A bit like Waiting for Trainot.
1015 The little man in the safety green vest comes up and I remind him about the last time when it was raining and services were cancelled. He doesn’t want to remember that – he is here to placate us and because Belinda is pretty and seems non-hostile, unlike some others, even though she is actually quite hostile at the situation inside, behind that smile.
The little man tells us many things and they’re very interesting.
For example, it is not the fault of his rail service at all, it is all the fault of Network Rail. Apparently, Network Rail was meant to have come through in the wee hours and de-iced the rails.
Apparently, if there is absolutely anything on the line, in any one place, not even over the whole line, things such as, oh, say, frost, rain, leaves or snow, then that shorts the connection and the train stops.
Apparently, this Network Rail buggy thingy did not come through because it broke down, due to there being moisture on the line. Hence all the disruption today. Belinda tells him to pull the other one. No, that’s a lie – she never said anything of the sort and yet the man in the safety green vest goes off and she tells me she did actually swear earlier, at her end of the platform.
1021 She says she could have cycled, the rate this was going. We get to talking about things and it seems she works at the same place I visit later in the week and we might have that coffee after all. This seems a good idea to me and we exchange emails.

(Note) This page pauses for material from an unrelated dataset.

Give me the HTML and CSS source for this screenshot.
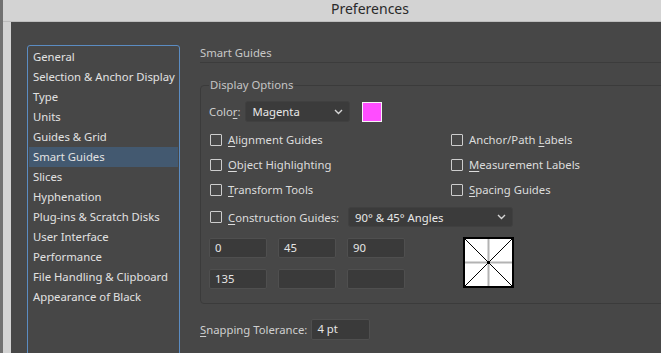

1025 It begins to rain. I point out to her that, if she looks up at the sky, there is blue sky on one side and blue on the other but immediately above us is a raincloud dumping on us. It passes by and it’s sunny again.
1037 Our train finally arrives, we shake hands and smile over the day’s doings. We get into separate carriages because I’m a moral person and can’t even begin to think of warming her hands which are now frozen blue.
1114 I buy a Big Breakfast and juice at our corner shop and come home to ring the firm but then remember my phone’s out of order. I begin writing this, to be scheduled for 15:00 today.